Leinweber Seminar: A Tale of Two Topologies ― Quantized Transport of Superconducting Topological Electronics. - Pok Man Tam, Princeton University
1:30 pm
MCP 201
A Tale of Two Topologies ― Quantized Transport of Superconducting Topological Electronics.
The study of topological phases and the study of superconductivity are two main pillars in modern quantum matter research. An exciting and timely direction is to explore the interplay between the two. When topology meets superconductivity, novel transport phenomena and new exotic phases can arise, which may benefit the development of quantum technologies in terms of robust quantum memory or computing devices. In this talk, I would like to introduce two kinds of quantized transport along this research direction.
In the first part, the topological system concerned is the fractional quantum Hall edge, which upon disordered superconducting proximity induces an infinite family of novel superconducting edge phases, each comes with a quantized downstream resistance that can be probed in non-local transport measurement.
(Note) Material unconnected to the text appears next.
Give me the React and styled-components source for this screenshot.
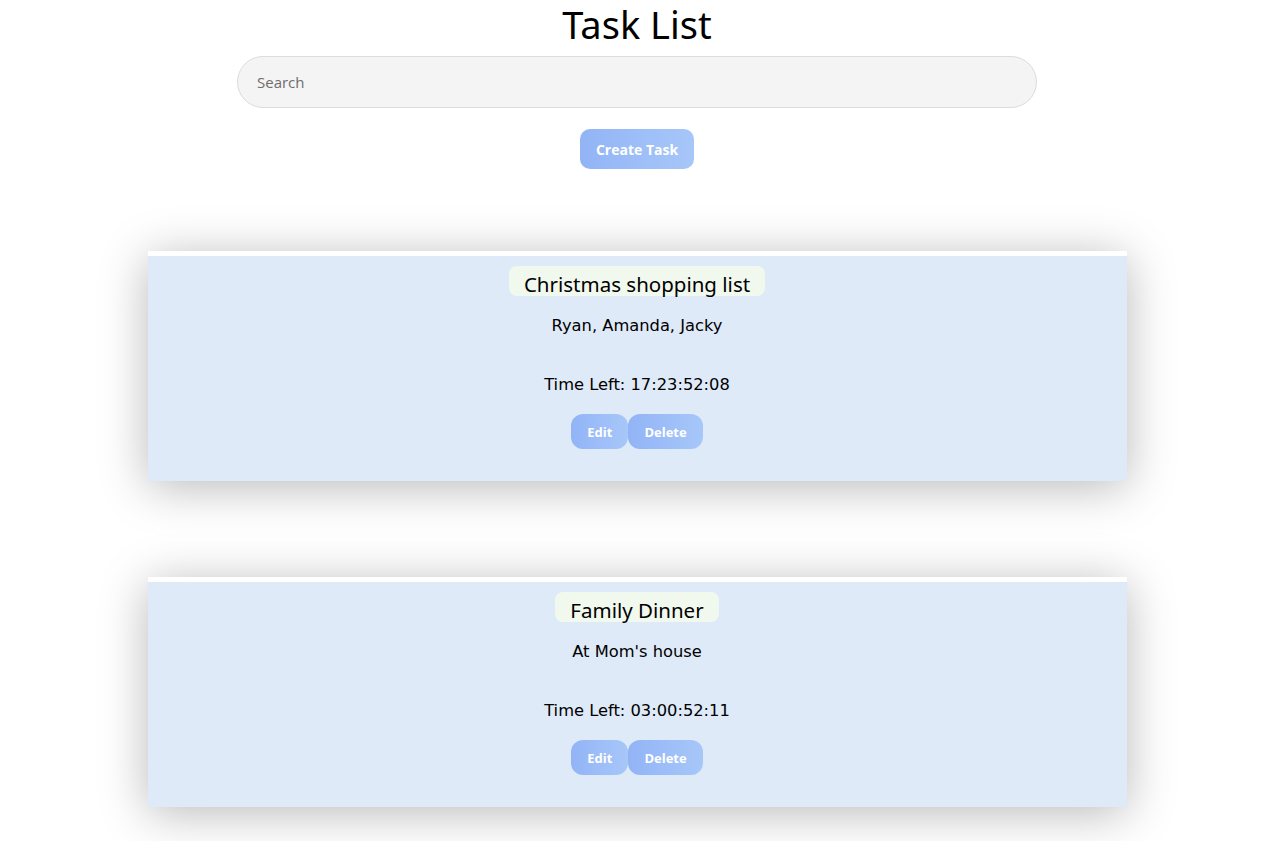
import React from "react";
import styled, { createGlobalStyle } from "styled-components";

const Global = createGlobalStyle`
  html, body { margin: 0; padding: 0; background: #ffffff; }
  body { font-family: "Noto Sans", "DejaVu Sans", sans-serif; color: #000; }
`;

const Page = styled.div`
  display: flex;
  flex-direction: column;
  align-items: center;
  padding-bottom: 60px;
`;

const Title = styled.h1`
  margin: 0;
  font-weight: 400;
  font-size: 38px;
  line-height: 48px;
  font-family: "Noto Sans", sans-serif;
`;

const Search = styled.input`
  box-sizing: border-box;
  margin-top: 8px;
  width: 800px;
  height: 52px;
  border-radius: 26px;
  border: 1px solid #dcdcdc;
  background: #f4f4f4;
  padding: 0 19px;
  font-family: "Open Sans", sans-serif;
  font-size: 15px;
  outline: none;
  &::placeholder { color: #6d6d6d; }
`;

const GradientButton = styled.button`
  border: none;
  color: #fff;
  font-family: "Open Sans", sans-serif;
  font-weight: 700;
  background: linear-gradient(to right, #92b4f6, #a7c7f9);
  cursor: pointer;
`;

const CreateButton = styled(GradientButton)`
  margin-top: 21px;
  height: 40px;
  padding: 0 16px;
  border-radius: 10px;
  font-size: 14px;
`;

const List = styled.div`
  margin-top: 82px;
  display: flex;
  flex-direction: column;
  gap: 96px;
`;

const Card = styled.div`
  box-sizing: border-box;
  width: 979px;
  height: 230px;
  border-top: 5px solid #ffffff;
  background: #dfeaf8;
  box-shadow: 0 6px 45px rgba(0, 0, 0, 0.28);
  display: flex;
  flex-direction: column;
  align-items: center;
  padding-top: 10px;
`;

const CardTitle = styled.div`
  box-sizing: border-box;
  height: 30px;
  padding: 6px 15px 0;
  line-height: 24px;
  border-radius: 8px;
  background: #f1f8ee;
  font-size: 20.5px;
`;

const Sub = styled.div`
  margin-top: 19px;
  font-family: "DejaVu Sans", sans-serif;
  font-size: 16.3px;
  line-height: 22px;
`;

const Time = styled.div`
  margin-top: 37px;
  font-family: "DejaVu Sans", sans-serif;
  font-size: 16.3px;
  line-height: 22px;
`;

const Actions = styled.div`
  margin-top: 18px;
  display: flex;
`;

const SmallButton = styled(GradientButton)`
  height: 35px;
  padding: 0 16px;
  border-radius: 12px;
  font-size: 13px;
`;

const tasks = [
  { title: "Christmas shopping list", sub: "Ryan, Amanda, Jacky", time: "17:23:52:08" },
  { title: "Family Dinner", sub: "At Mom's house", time: "03:00:52:11" },
];

export default function App() {
  return (
    <>
      <Global />
      <Page>
        <Title>Task List</Title>
        <Search placeholder="Search" />
        <CreateButton>Create Task</CreateButton>
        <List>
          {tasks.map((t) => (
            <Card key={t.title}>
              <CardTitle>{t.title}</CardTitle>
              <Sub>{t.sub}</Sub>
              <Time>Time Left: {t.time}</Time>
              <Actions>
                <SmallButton>Edit</SmallButton>
                <SmallButton>Delete</SmallButton>
              </Actions>
            </Card>
          ))}
        </List>
      </Page>
    </>
  );
}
This kind of quantized effect goes beyond the conventional Hall quantization. In the second part, I will introduce a quantized transport effect in ordinary metal-superconductor Josephson junctions. While the setup seems conventional, the unconventional transport direction along the metal-superconductor interface gives rise to a conductance-quantization that generalizes the 1D Landauer transport in quantum wires. The associated quantized transport is related to the Fermi sea topology that is ubiquitous in metals. If time allows, I will further branch out to discuss connections between Fermi sea topology and recent AMO research, as well as fundamental significance of the Fermi sea topology in terms of quantum entanglement in metals.
The first part of the talk is based on the recent work arXiv:2505.20398, and the second part is based on PRL 130, 096301 and PRB 107, 245422.